A França vista de dentro e de fora
Um ex-correspondente do Financial Times na e dois altos funcionários do governo francês lançam livros onde analisam a França e suas indiossincrasiasSylvie Braibant
Por toda parte tem-se um pouco a impressão de que alguns autores querem mal à França. Dois ensaios retomam as lendárias particularidades francesas que foram a causa de sua grandeza e decadência. O primeiro foi escrito por Andrew Jack, jornalista britânico do Financial Times, depois de ter passado quatro anos como correspondente em Paris. O outro é assinado por Joseph K., em referência a O Processo, de Kafka. O pseudônimo oculta dois altos funcionários do governo que querem preservar seu anonimato em nome do dever de discrição. As duas obras revelam um objetivo similar: localizar os defeitos franceses, examiná-los, analisá-los e resolvê-los, para destruir os anacronismos e pôr um fim ao declínio do país na cena internacional, e mesmo dentro de suas próprias fronteiras.
Centralismo e auto-suficiência
Andrew Jack, com um certo humor e bastante indulgência — provavelmente pelo distanciamento de ser britânico — e os Joseph K., polêmica e severamente — talvez devido à proximidade —, descrevem exemplos cabais das particularidades francesas mais excepcionais. Começando pelo centralismo irredutível, herança de vários séculos de história, e reproduzido nas elites via Escola Nacional de Administração, Escola Politécnica ou ainda Escola de Minas. O jornalista britânico refaz assim o percurso cheio de obstáculos daquilo que é um dos orgulhos franceses: o TGV (Trem de Grande Velocidade), obra emblemática do predomínio parisiense sobre o país. Fala também do atraso impressionante no desenvolvimento da Internet por causa dos engenheiros apegados ao “seu Minitel” [1] Enquanto isso, o outro livro aponta os fiascos do Concorde e da Superphénix.
Decisões apressadas e irrefletidas, tomadas por diplomatas paranóicos e obcecados pelo medo da perda de influência, também salpicam a política externa da França, em particular no que se refere às sua antigas colônias. Essas atitudes podem ter conseqüências dramáticas, como em Ruanda, ou ridículas, como o “empréstimo para construção de uma pista de patinação no gelo em um país do golfo da Guiné”. Essa sucessão de pequenos fatos não muito brilhantes seria divertida, porém pouco construtiva sem uma perspectiva histórica, bastante presente particularmente no livro dos funcionários do governo.
A história se resume, assim, na incapacidade dos franceses — cidadãos, funcionários, jornalistas, etc — de enfrentar aqueles que detêm a autoridade, sobretudo o Príncipe —Chefe de Estado: “A França ficou profundamente marcada pela decapitação de seu rei”, [2] assinalam os funcionários.
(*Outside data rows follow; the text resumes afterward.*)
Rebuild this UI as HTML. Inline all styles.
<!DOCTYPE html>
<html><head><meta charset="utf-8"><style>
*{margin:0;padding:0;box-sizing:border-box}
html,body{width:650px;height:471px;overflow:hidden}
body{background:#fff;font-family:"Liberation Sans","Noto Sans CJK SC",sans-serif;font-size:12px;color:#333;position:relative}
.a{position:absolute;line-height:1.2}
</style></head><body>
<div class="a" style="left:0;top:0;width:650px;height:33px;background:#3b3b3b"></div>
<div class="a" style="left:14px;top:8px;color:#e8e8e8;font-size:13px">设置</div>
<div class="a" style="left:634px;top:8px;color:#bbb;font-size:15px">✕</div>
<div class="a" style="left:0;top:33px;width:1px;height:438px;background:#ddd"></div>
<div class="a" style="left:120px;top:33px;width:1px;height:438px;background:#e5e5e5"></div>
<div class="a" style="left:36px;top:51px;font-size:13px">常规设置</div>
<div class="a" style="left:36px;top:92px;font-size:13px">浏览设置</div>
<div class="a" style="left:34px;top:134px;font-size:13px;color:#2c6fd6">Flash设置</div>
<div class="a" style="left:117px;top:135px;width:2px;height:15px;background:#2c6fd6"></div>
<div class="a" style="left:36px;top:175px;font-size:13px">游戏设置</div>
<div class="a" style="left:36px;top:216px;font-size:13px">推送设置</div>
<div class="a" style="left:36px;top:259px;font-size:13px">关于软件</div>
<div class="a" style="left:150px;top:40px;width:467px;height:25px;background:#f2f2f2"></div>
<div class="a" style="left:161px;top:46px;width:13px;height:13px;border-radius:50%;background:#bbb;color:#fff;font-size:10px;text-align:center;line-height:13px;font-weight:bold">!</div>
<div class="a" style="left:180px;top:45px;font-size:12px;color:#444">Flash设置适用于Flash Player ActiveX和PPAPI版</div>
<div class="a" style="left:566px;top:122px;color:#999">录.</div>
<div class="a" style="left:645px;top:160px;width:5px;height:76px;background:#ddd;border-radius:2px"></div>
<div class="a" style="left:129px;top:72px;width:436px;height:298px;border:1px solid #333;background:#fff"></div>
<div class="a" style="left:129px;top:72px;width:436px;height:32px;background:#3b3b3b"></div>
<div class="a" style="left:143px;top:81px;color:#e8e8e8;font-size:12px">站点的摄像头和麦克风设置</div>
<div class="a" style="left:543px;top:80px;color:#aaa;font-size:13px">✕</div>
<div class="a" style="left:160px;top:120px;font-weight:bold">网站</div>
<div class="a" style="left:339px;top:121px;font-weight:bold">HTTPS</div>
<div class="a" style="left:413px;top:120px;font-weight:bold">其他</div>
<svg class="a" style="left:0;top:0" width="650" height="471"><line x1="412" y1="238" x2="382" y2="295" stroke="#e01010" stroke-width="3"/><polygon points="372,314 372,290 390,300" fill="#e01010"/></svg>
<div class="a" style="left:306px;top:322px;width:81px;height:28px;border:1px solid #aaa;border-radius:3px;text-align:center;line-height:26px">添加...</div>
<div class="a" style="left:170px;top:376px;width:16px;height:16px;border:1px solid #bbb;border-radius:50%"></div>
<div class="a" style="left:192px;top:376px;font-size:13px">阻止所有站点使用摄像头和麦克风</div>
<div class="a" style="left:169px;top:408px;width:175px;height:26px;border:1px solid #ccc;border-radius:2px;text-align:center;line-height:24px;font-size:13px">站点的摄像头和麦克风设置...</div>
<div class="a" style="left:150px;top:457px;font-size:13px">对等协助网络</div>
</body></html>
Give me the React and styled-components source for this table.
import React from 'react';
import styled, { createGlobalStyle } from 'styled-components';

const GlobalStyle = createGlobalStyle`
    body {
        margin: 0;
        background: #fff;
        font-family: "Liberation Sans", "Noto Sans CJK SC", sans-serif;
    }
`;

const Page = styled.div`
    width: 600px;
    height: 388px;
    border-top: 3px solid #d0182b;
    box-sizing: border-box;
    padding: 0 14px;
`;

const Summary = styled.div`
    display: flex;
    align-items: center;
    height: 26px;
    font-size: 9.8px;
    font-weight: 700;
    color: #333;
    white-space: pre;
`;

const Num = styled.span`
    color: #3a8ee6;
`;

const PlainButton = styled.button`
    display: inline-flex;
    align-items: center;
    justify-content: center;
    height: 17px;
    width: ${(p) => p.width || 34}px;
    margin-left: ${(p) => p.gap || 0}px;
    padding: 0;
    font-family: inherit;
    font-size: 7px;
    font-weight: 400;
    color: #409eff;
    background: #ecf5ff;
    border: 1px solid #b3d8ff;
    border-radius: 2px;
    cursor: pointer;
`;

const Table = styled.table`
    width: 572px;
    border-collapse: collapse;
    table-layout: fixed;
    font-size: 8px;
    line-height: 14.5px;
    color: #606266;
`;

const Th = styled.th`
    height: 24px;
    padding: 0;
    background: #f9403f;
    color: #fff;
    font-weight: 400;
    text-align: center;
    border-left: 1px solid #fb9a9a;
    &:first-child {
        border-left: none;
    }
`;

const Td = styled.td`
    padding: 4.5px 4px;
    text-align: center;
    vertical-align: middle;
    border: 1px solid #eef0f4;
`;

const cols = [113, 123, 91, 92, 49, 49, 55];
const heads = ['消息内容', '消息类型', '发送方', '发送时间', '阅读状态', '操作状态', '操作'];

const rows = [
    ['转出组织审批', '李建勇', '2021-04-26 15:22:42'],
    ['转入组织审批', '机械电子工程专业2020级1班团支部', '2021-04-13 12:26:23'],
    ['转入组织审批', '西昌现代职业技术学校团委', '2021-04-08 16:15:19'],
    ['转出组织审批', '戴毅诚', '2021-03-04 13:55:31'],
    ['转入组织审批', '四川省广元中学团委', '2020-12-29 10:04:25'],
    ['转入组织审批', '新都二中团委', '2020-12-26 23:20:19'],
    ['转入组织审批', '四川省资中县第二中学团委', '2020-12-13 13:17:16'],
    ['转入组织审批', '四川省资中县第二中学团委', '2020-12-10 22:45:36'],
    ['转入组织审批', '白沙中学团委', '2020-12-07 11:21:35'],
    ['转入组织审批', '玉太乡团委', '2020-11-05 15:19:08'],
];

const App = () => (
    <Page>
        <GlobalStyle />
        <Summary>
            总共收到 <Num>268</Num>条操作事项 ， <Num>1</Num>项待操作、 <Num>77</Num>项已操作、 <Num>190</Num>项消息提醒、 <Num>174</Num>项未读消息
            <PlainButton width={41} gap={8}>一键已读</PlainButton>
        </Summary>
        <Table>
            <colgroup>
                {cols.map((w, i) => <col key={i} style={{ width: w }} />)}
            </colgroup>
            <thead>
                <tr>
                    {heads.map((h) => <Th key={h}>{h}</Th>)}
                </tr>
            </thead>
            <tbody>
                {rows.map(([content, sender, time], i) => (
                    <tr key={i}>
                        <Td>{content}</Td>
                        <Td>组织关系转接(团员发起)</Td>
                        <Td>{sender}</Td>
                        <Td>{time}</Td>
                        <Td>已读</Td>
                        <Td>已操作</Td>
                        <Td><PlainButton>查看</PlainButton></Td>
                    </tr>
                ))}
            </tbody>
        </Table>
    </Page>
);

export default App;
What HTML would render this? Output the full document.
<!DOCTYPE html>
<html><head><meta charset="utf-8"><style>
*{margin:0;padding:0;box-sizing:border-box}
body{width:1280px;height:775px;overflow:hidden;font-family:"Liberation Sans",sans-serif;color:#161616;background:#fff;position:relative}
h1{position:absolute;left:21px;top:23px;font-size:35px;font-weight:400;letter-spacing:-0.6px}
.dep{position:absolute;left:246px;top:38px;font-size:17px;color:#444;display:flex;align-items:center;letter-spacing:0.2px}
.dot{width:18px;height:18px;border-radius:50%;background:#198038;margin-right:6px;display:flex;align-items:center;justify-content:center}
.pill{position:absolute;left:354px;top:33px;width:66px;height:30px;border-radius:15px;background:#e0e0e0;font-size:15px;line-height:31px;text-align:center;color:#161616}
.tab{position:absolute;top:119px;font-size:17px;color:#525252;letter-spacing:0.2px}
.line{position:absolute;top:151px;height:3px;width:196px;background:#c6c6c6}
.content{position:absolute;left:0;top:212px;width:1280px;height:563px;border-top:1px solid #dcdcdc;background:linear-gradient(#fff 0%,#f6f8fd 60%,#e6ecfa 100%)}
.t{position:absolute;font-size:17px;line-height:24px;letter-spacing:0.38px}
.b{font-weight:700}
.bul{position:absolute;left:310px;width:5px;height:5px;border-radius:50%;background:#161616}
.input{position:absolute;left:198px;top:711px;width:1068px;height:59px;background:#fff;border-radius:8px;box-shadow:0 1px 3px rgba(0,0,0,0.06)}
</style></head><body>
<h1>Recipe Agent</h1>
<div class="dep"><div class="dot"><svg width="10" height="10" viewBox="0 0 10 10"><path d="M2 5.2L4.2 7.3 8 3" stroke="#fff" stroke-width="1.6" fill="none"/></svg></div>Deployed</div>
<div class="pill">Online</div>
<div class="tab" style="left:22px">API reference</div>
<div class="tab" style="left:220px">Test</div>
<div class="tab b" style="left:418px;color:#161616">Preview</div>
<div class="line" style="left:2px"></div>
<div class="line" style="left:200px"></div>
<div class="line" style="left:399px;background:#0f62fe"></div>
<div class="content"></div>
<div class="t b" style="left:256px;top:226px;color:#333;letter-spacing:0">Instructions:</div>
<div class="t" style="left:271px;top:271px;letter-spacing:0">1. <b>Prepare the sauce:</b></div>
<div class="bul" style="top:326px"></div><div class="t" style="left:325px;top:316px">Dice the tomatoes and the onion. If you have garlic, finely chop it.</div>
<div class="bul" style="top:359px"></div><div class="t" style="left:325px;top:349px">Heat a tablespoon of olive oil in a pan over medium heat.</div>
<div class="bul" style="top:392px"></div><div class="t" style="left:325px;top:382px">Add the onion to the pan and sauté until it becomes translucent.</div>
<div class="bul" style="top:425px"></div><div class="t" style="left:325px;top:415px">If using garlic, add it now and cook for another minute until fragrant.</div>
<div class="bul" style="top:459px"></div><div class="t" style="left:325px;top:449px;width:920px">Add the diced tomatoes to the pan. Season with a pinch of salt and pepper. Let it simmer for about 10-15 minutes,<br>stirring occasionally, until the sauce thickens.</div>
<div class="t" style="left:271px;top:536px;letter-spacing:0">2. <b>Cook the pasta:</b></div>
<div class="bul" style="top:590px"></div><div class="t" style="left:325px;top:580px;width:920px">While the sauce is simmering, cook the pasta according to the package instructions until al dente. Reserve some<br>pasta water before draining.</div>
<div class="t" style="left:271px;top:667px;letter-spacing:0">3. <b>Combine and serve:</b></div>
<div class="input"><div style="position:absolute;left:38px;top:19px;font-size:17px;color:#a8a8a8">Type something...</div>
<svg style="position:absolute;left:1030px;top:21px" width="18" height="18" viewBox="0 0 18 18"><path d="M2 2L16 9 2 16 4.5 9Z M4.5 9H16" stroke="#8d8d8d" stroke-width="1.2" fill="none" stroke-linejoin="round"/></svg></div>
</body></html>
A causa é um complexo levado ao extremo na era de Mitterand, observa o outro autor.
Democracia e humanismo
A originalidade desses dois pontos de vista é que, apesar de comparações muitas vezes sensatas, não colocam os comportamentos alemão ou anglo-saxão como exemplos a serem seguidos. É justamente para melhor combater a hegemonia americana que constróem suas constatações mais ou menos pessimistas. Então, o que fazer? Há urgência em reformar a administração, a justiça ou o equilíbrio dos poderes, em revolucionar as mentalidades, proclamam os autores franceses, se Paris quiser conservar sua imagem de modelo democrático ou humanista, colocando um ponto final em sua decadência. Apesar, mas ao mesmo tempo graças a suas particularidades, a França continua sendo uma grande potência, afirma o correspondente do Financial Times — e seriam necessáriás poucas iniciativas para superar seus arcaísmos.
Andrew Jack, Sur la France-vive la différence, Odile Jacob, Paris, 1999.